GIVEN TASK: Restate all the material verbatim, except for the pictures.

COLLECTED MATERIAL:
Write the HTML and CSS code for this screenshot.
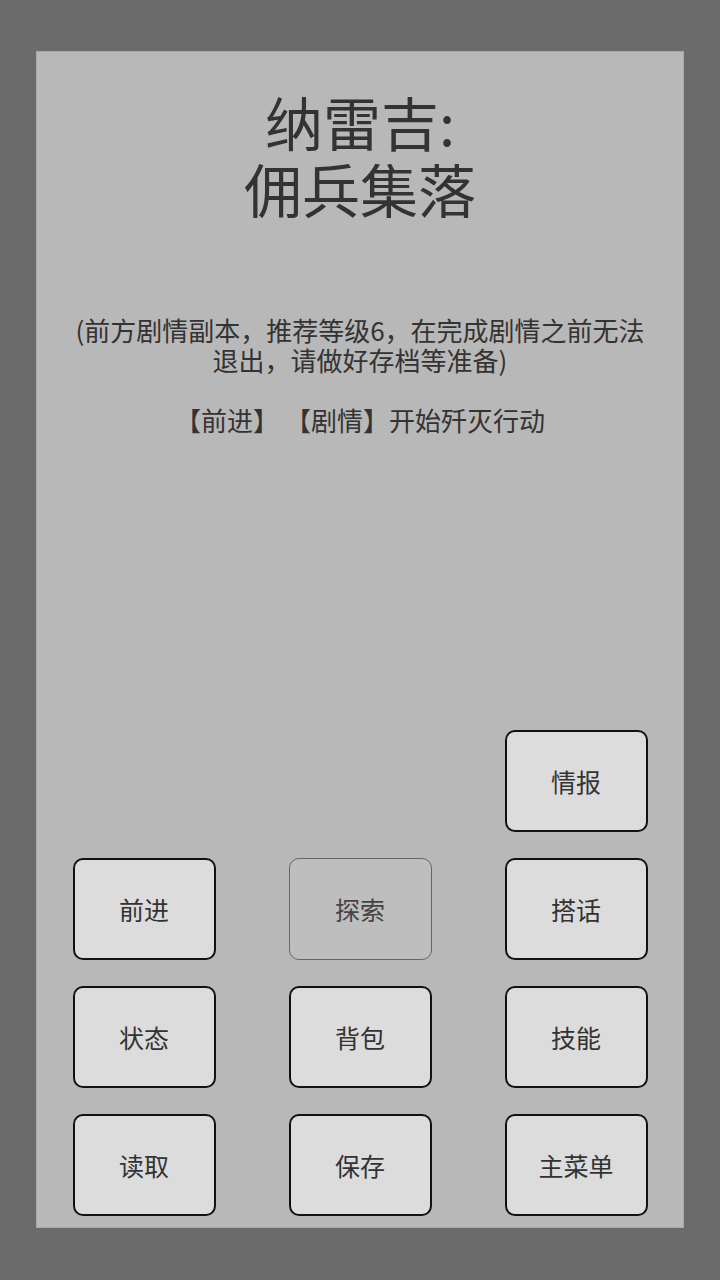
FILE: index.html
```html
<!DOCTYPE html>
<html lang="zh-CN">
<head>
    <meta charset="UTF-8">
    <meta name="viewport" content="width=device-width, initial-scale=1.0">
    <title>纳雷吉: 佣兵集落</title>
    <link rel="stylesheet" href="styles.css">
</head>
<body>
    <div class="panel">
        <h1 class="title">
            <span class="title-line">纳雷吉:</span>
            <span class="title-line">佣兵集落</span>
        </h1>
        <div class="story">
            <p>(前方剧情副本，推荐等级6，在完成剧情之前无法退出，请做好存档等准备)</p>
            <p>【前进】 【剧情】开始歼灭行动</p>
        </div>
        <div class="actions">
            <div class="spacer"></div>
            <div class="spacer"></div>
            <button class="btn">情报</button>
            <button class="btn">前进</button>
            <button class="btn" disabled>探索</button>
            <button class="btn">搭话</button>
            <button class="btn">状态</button>
            <button class="btn">背包</button>
            <button class="btn">技能</button>
            <button class="btn">读取</button>
            <button class="btn">保存</button>
            <button class="btn">主菜单</button>
        </div>
    </div>
</body>
</html>
```

FILE: styles.css
```css
body {
    margin: 0;
    height: 1280px;
    background-color: #6b6b6b;
    font-family: "Noto Sans CJK SC", "Noto Sans", sans-serif;
    color: #333;
    display: flex;
    justify-content: center;
    align-items: flex-start;
}
.panel {
    box-sizing: border-box;
    width: 648px;
    height: 1177px;
    margin-top: 51px;
    background-color: #b8b8b8;
    border: 1px solid #a9a9a9;
    padding: 36px 34px 11px;
    display: flex;
    flex-direction: column;
}
.title {
    margin: 0;
    text-align: center;
    font-size: 58px;
    font-weight: normal;
    line-height: 67px;
}
.title-line {
    display: block;
    height: 67px;
}
.story {
    margin-top: 93px;
    padding: 0 2px;
    text-align: center;
    font-size: 26px;
    line-height: 30px;
}
.story p {
    margin: 0 0 30px;
}
.actions {
    margin-top: auto;
    display: grid;
    grid-template-columns: repeat(3, 143px);
    grid-auto-rows: 102px;
    column-gap: 73px;
    row-gap: 26px;
    justify-content: center;
}
.btn {
    margin: 0;
    padding: 0;
    font-family: inherit;
    font-size: 25px;
    color: #333;
    background-color: #dcdcdc;
    border: 2px solid #111;
    border-radius: 10px;
}
.btn:disabled {
    background-color: #bebebe;
    border: 1.5px solid #666;
    color: #444;
}
```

TASK SOLUTION:
Write the HTML and CSS code for this screenshot.
FILE: index.html
```html
<!DOCTYPE html>
<html lang="zh-CN">
<head>
    <meta charset="UTF-8">
    <meta name="viewport" content="width=device-width, initial-scale=1.0">
    <title>纳雷吉: 佣兵集落</title>
    <link rel="stylesheet" href="styles.css">
</head>
<body>
    <div class="panel">
        <h1 class="title">
            <span class="title-line">纳雷吉:</span>
            <span class="title-line">佣兵集落</span>
        </h1>
        <div class="story">
            <p>(前方剧情副本，推荐等级6，在完成剧情之前无法退出，请做好存档等准备)</p>
            <p>【前进】 【剧情】开始歼灭行动</p>
        </div>
        <div class="actions">
            <div class="spacer"></div>
            <div class="spacer"></div>
            <button class="btn">情报</button>
            <button class="btn">前进</button>
            <button class="btn" disabled>探索</button>
            <button class="btn">搭话</button>
            <button class="btn">状态</button>
            <button class="btn">背包</button>
            <button class="btn">技能</button>
            <button class="btn">读取</button>
            <button class="btn">保存</button>
            <button class="btn">主菜单</button>
        </div>
    </div>
</body>
</html>
```

FILE: styles.css
```css
body {
    margin: 0;
    height: 1280px;
    background-color: #6b6b6b;
    font-family: "Noto Sans CJK SC", "Noto Sans", sans-serif;
    color: #333;
    display: flex;
    justify-content: center;
    align-items: flex-start;
}
.panel {
    box-sizing: border-box;
    width: 648px;
    height: 1177px;
    margin-top: 51px;
    background-color: #b8b8b8;
    border: 1px solid #a9a9a9;
    padding: 36px 34px 11px;
    display: flex;
    flex-direction: column;
}
.title {
    margin: 0;
    text-align: center;
    font-size: 58px;
    font-weight: normal;
    line-height: 67px;
}
.title-line {
    display: block;
    height: 67px;
}
.story {
    margin-top: 93px;
    padding: 0 2px;
    text-align: center;
    font-size: 26px;
    line-height: 30px;
}
.story p {
    margin: 0 0 30px;
}
.actions {
    margin-top: auto;
    display: grid;
    grid-template-columns: repeat(3, 143px);
    grid-auto-rows: 102px;
    column-gap: 73px;
    row-gap: 26px;
    justify-content: center;
}
.btn {
    margin: 0;
    padding: 0;
    font-family: inherit;
    font-size: 25px;
    color: #333;
    background-color: #dcdcdc;
    border: 2px solid #111;
    border-radius: 10px;
}
.btn:disabled {
    background-color: #bebebe;
    border: 1.5px solid #666;
    color: #444;
}
```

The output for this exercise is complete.